Thanks to the Help America Vote Act — passed after the Florida debacle in 2000 — there are now statewide voter databases. The Missouri Secretary of State reports little evidence of attempted voter impersonation.
If there’s a bigger horse’s butt on the bench than Scalia, I dont know who it would be.
All over the place with his stupid interviews. Permission to throw up your honor.
Not very smart, not very nice, this nervous giggle/laugh every time he’s asked a question he has no answer to, that comes from insecurity and knowing he’s wrong. Adults, like children, when they least deserve love is when they need it the most; but sometimes love will set you free and somtimes it wont. Must be in a lot of pain to act so badly. Not enough good love when he was young would be the most logical explanation. If dont love yourself, cant love others, no matter how smart you are. And denial not just another river in Egypt.
Scalia is a jerk. Many of us will NEVER get over the 2000 election. If the shoe were on the other foot and Gore had won, his great grandchildren would be hearing about how the Democrats stole the election.
I have always wondered why this issue bothers people when the evidence for abuse is so flimsy. The partisan aspect of it is blatant and embarassing for a nation that prides itself as a beacon of democracy. Obviously some folks don’t particularly care if others get to vote or not. They neither know nor care about the obstacles that the underclass faces every day.
If they are going to clamp down on voters like this, they need to make voting more accessible by changing election day from Tuesday to Saturday, so that working folk can get to the polls more easily.
RHarnack has the right idea. How the states implement their voter ID requirement will determine just what the agenda is. As it stands, it’s ripe for the usual political abuses, by the usual suspects.
“The bad news: Some people in Indiana won’t get to vote this fall….Strategically, the plaintiffs in the Indiana case may have erred in attacking the law on its face; that is to say, without identifying specific individuals whose rights had been injured.”
And yet, Missouri has a law that specifically identifies the injured party denied the right to vote in the statute, but the Post is strangely quiet on the subject. Under Section 566.149 of Missouri Revised Statutes, registered sex offenders:
“…shall not be present in or loiter within five hundred feet of any school building, on real property comprising any school, or in any conveyance owned, leased, or contracted by a school to transport students to or from school or a school-related activity when persons under the age of eighteen are present in the building, on the grounds, or in the conveyance, unless the offender is a parent, legal guardian, or custodian of a student present in the building and has met the conditions set forth in subsection 2 of this section.” http://www.moga.state.mo.us/statutes/C500-599/5660000149.HTM
This applies to polling locations on school property (and churches, cemeteries etc.). Thus, it is illegal for a rso to vote if their polling location is on or within 500 feet of school property, and minors are present. The exception noted will then allow a third party to determine ones voting rights.
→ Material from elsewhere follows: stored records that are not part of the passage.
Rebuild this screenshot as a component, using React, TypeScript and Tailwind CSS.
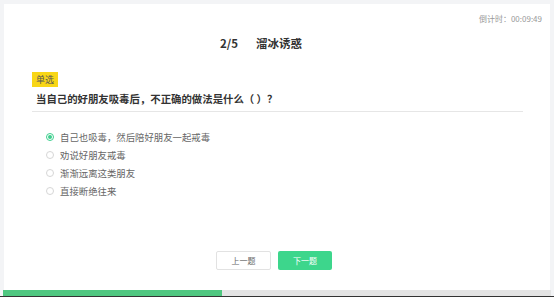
const options = [
  "自己也吸毒，然后陪好朋友一起戒毒",
  "劝说好朋友戒毒",
  "渐渐远离这类朋友",
  "直接断绝往来",
];

export default function App() {
  const selected = 0;
  return (
    <div className="flex h-[297px] w-[554px] flex-col overflow-hidden bg-[#f3f4f6] font-['Noto_Sans_CJK_SC',sans-serif]">
      <div className="mx-[4px] mt-[4px] flex flex-1 flex-col bg-white">
        <div className="pr-[8px] pt-[10px] text-right text-[8px] leading-[10px] text-[#999]">
          倒计时：00:09:49
        </div>
        <h1 className="mt-[11px] pr-[32px] text-center text-[11.5px] font-bold leading-[16px] text-[#333]">
          2/5<span className="inline-block w-[18px]" />溜冰诱惑
        </h1>

        <div className="ml-[28px] mr-[27px] mt-[13px]">
          <span className="inline-block h-[15px] bg-[#f8d616] px-[4px] text-[9px] leading-[15px] text-[#555]">
            单选
          </span>
          <p className="mt-[4px] border-b border-[#e6e6e6] pb-[5px] pl-[4px] text-[10.4px] font-bold leading-[14px] text-[#333]">
            当自己的好朋友吸毒后，不正确的做法是什么（ ）？
          </p>

          <ul className="mt-[16px] pl-[14px]">
            {options.map((o, i) => (
              <li key={o} className="flex h-[18px] items-center gap-[6px] text-[9.4px] text-[#666]">
                {i === selected ? (
                  <span className="flex size-[8px] items-center justify-center rounded-full border border-[#3ecf8e]">
                    <span className="size-[4px] rounded-full bg-[#3ecf8e]" />
                  </span>
                ) : (
                  <span className="size-[8px] rounded-full border border-[#d6d6d6]" />
                )}
                {o}
              </li>
            ))}
          </ul>
        </div>

        <div className="mt-auto flex justify-center gap-[7px] pb-[20px] pr-[6px]">
          <button className="h-[19px] w-[55px] rounded-[2px] border border-[#e2e2e2] bg-white text-[8px] text-[#666]">
            上一题
          </button>
          <button className="h-[19px] w-[54px] rounded-[2px] bg-[#3dd68c] text-[8px] text-white">
            下一题
          </button>
        </div>
      </div>

      <div className="mx-[3px] flex h-[6px] bg-[#e4e4e4]">
        <div className="w-[40%] bg-[#4fc780]" />
      </div>
      <div className="h-[1px] bg-[#333]" />
    </div>
  );
}
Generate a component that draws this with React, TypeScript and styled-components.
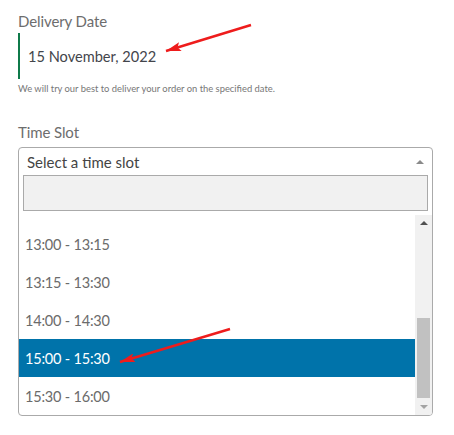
import { useLayoutEffect, useRef } from 'react';
import styled, { createGlobalStyle } from 'styled-components';

const GlobalStyle = createGlobalStyle`
  *, *::before, *::after {
    box-sizing: border-box;
  }
  html, body {
    margin: 0;
    padding: 0;
    background: #fff;
  }
  body {
    font-family: Lato, "Open Sans", sans-serif;
  }
`;

const SLOTS = [
  '10:00 - 10:30',
  '10:30 - 11:00',
  '11:00 - 11:30',
  '11:30 - 12:00',
  '12:00 - 12:30',
  '12:30 - 13:00',
  '13:00 - 13:15',
  '13:15 - 13:30',
  '14:00 - 14:30',
  '15:00 - 15:30',
  '15:30 - 16:00',
];

const SELECTED = '15:00 - 15:30';

export default function App() {
  const listRef = useRef<HTMLUListElement>(null);

  // the dropdown is scrolled all the way down in the screenshot
  useLayoutEffect(() => {
    if (listRef.current) listRef.current.scrollTop = listRef.current.scrollHeight;
  }, []);

  return (
    <>
      <GlobalStyle />
      <Page>
        <Field>
          <Label>Delivery Date</Label>
          <DateValue>15 November, 2022</DateValue>
          <Help>We will try our best to deliver your order on the specified date.</Help>
        </Field>

        <Field $gap={26}>
          <Label>Time Slot</Label>
          <SelectBox>
            <SelectHeader>
              <span>Select a time slot</span>
              <Caret $color="#8a8a8a" />
            </SelectHeader>
            <SearchWrap>
              <SearchInput type="text" aria-label="Search time slots" />
            </SearchWrap>
            <ListArea>
              <Options ref={listRef}>
                {SLOTS.map((slot) => (
                  <Option key={slot} $active={slot === SELECTED}>
                    {slot}
                  </Option>
                ))}
              </Options>
              <ScrollBar>
                <ScrollButton>
                  <Caret $color="#505050" />
                </ScrollButton>
                <ScrollTrack>
                  <ScrollThumb />
                </ScrollTrack>
                <ScrollButton>
                  <Caret $color="#a3a3a3" $down />
                </ScrollButton>
              </ScrollBar>
            </ListArea>
          </SelectBox>
        </Field>

        <Annotations width="454" height="435" viewBox="0 0 454 435">
          <defs>
            <marker id="head" markerWidth="15" markerHeight="9" refX="15" refY="4.5" orient="auto" markerUnits="userSpaceOnUse">
              <path d="M0,0 L15,4.5 L0,9 L3,4.5 Z" fill="#ee1c1c" />
            </marker>
          </defs>
          <line x1="251" y1="25" x2="166" y2="51" stroke="#ee1c1c" strokeWidth="2.5" markerEnd="url(#head)" />
          <line x1="230" y1="329" x2="120" y2="362" stroke="#ee1c1c" strokeWidth="2.5" markerEnd="url(#head)" />
        </Annotations>
      </Page>
    </>
  );
}

const Page = styled.div`
  position: relative;
  width: 454px;
  height: 435px;
  padding: 11px 21px 0 18px;
`;

const Field = styled.div<{ $gap?: number }>`
  display: flex;
  flex-direction: column;
  margin-top: ${({ $gap }) => $gap ?? 0}px;
`;

const Label = styled.label`
  font-size: 15px;
  line-height: 20px;
  letter-spacing: -0.1px;
  color: #6d6d6d;
`;

const DateValue = styled.div`
  margin-top: 2px;
  height: 46px;
  display: flex;
  align-items: center;
  padding-left: 8px;
  border-left: 2px solid #0f7a4a;
  font-size: 14.6px;
  color: #43454b;
`;

const Help = styled.p`
  margin: 3px 0 0;
  font-size: 9.4px;
  line-height: 14px;
  color: #777;
`;

const SelectBox = styled.div`
  margin-top: 5px;
  border: 1px solid #aaa;
  border-radius: 4px;
  overflow: hidden;
  background: #fff;
`;

const SelectHeader = styled.div`
  height: 27px;
  display: flex;
  align-items: center;
  justify-content: space-between;
  padding: 0 8px 0 8px;
  font-size: 15px;
  color: #444;
`;

const Caret = styled.span<{ $color: string; $down?: boolean }>`
  width: 0;
  height: 0;
  border-left: 4px solid transparent;
  border-right: 4px solid transparent;
  ${({ $down, $color }) =>
    $down ? `border-top: 4px solid ${$color};` : `border-bottom: 4px solid ${$color};`}
`;

const SearchWrap = styled.div`
  padding: 0 4px 4px;
`;

const SearchInput = styled.input`
  display: block;
  width: 100%;
  height: 36px;
  border: 1px solid #aaa;
  background: #f1f1f1;
  outline: none;
  font: inherit;
`;

const ListArea = styled.div`
  display: flex;
  height: 200px;
`;

const Options = styled.ul`
  flex: 1;
  margin: 0;
  padding: 0;
  list-style: none;
  overflow: hidden;
`;

const Option = styled.li<{ $active?: boolean }>`
  height: 38px;
  display: flex;
  align-items: center;
  padding-left: 6px;
  font-size: 14.5px;
  letter-spacing: -0.2px;
  color: ${({ $active }) => ($active ? '#fff' : '#6b6b6b')};
  background: ${({ $active }) => ($active ? '#0073aa' : 'transparent')};
`;

const ScrollBar = styled.div`
  width: 17px;
  display: flex;
  flex-direction: column;
  background: #f1f1f1;
`;

const ScrollButton = styled.div`
  height: 16px;
  display: flex;
  align-items: center;
  justify-content: center;
`;

const ScrollTrack = styled.div`
  flex: 1;
  display: flex;
  flex-direction: column;
  justify-content: flex-end;
  padding: 0 2px 1px;
`;

const ScrollThumb = styled.div`
  height: 80px;
  background: #c1c1c1;
`;

const Annotations = styled.svg`
  position: absolute;
  inset: 0;
  pointer-events: none;
`;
And no, an Absentee Ballot cannot be used in this instance, as it would be considered vote fraud. The sponsor of the bill, Scott Lipke, was made aware of this apparent unintended consequence and claimed it would be addressed. That was in the fall of 2006.
Members of the Missouri Legislature have publicly condemned uncostitutional bills that deprive citizens of their rights, but apparently that opposition is limited to those they feel worthy of those rights. It’s a belief that has become contagious.